Leave out the images and repeat the listing below without a single change.
## begin
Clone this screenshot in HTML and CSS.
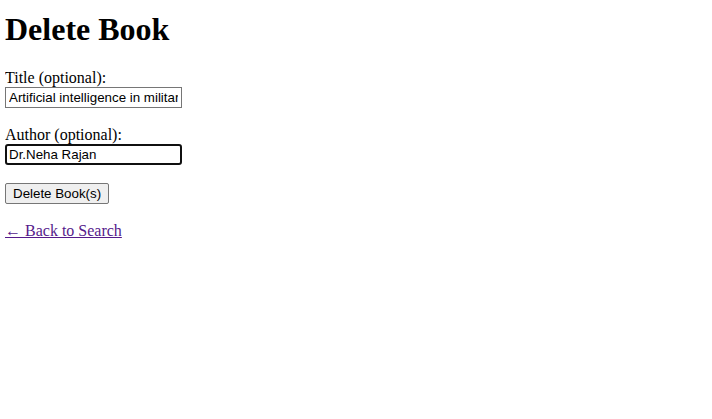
FILE: index.html
```html
<!DOCTYPE html>
<html>
<head>
<meta charset="utf-8">
<title>Delete Book</title>
<link rel="stylesheet" href="styles.css">
</head>
<body class="page">
<h1 class="title">Delete Book</h1>
<form class="form">
<label class="label">Title (optional):</label><br>
<input class="field" type="text" value="Artificial intelligence in military"><br><br>
<label class="label">Author (optional):</label><br>
<input class="field field-focus" type="text" value="Dr.Neha Rajan"><br><br>
<button class="btn" type="button">Delete Book(s)</button>
</form>
<br>
<a class="back" href="#">← Back to Search</a>
</body>
</html>
```
FILE: styles.css
```css
.page {
  margin: 5px;
  font-family: "Liberation Serif", "Times New Roman", serif;
  font-size: 16px;
  color: #000;
  background: #fff;
}
.title {
  font-size: 32px;
  font-weight: bold;
  margin: 6px 0 21px;
}
.form {
  margin: 0;
}
.field {
  font-family: "Liberation Sans", Arial, sans-serif;
  font-size: 13.33px;
  width: 177px;
  height: 21px;
  box-sizing: border-box;
  padding: 1px 3px;
  border: 1px solid #767676;
  border-radius: 0;
  margin: 0;
  color: #000;
  background: #fff;
}
.field-focus {
  border: 2px solid #101010;
  border-radius: 3px;
  padding: 0 2px;
  outline: none;
}
.btn {
  font-family: "Liberation Sans", Arial, sans-serif;
  font-size: 13.33px;
  height: 21px;
  padding: 1px 7px;
  border: 1px solid #767676;
  border-radius: 2px;
  background: #efefef;
  color: #000;
  margin: 0;
}
.back {
  color: #551a8b;
  text-decoration: underline;
}
```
## end
* _The answer_:
Clone this screenshot in HTML and CSS.
FILE: index.html
```html
<!DOCTYPE html>
<html>
<head>
<meta charset="utf-8">
<title>Delete Book</title>
<link rel="stylesheet" href="styles.css">
</head>
<body class="page">
<h1 class="title">Delete Book</h1>
<form class="form">
<label class="label">Title (optional):</label><br>
<input class="field" type="text" value="Artificial intelligence in military"><br><br>
<label class="label">Author (optional):</label><br>
<input class="field field-focus" type="text" value="Dr.Neha Rajan"><br><br>
<button class="btn" type="button">Delete Book(s)</button>
</form>
<br>
<a class="back" href="#">← Back to Search</a>
</body>
</html>
```
FILE: styles.css
```css
.page {
  margin: 5px;
  font-family: "Liberation Serif", "Times New Roman", serif;
  font-size: 16px;
  color: #000;
  background: #fff;
}
.title {
  font-size: 32px;
  font-weight: bold;
  margin: 6px 0 21px;
}
.form {
  margin: 0;
}
.field {
  font-family: "Liberation Sans", Arial, sans-serif;
  font-size: 13.33px;
  width: 177px;
  height: 21px;
  box-sizing: border-box;
  padding: 1px 3px;
  border: 1px solid #767676;
  border-radius: 0;
  margin: 0;
  color: #000;
  background: #fff;
}
.field-focus {
  border: 2px solid #101010;
  border-radius: 3px;
  padding: 0 2px;
  outline: none;
}
.btn {
  font-family: "Liberation Sans", Arial, sans-serif;
  font-size: 13.33px;
  height: 21px;
  padding: 1px 7px;
  border: 1px solid #767676;
  border-radius: 2px;
  background: #efefef;
  color: #000;
  margin: 0;
}
.back {
  color: #551a8b;
  text-decoration: underline;
}
```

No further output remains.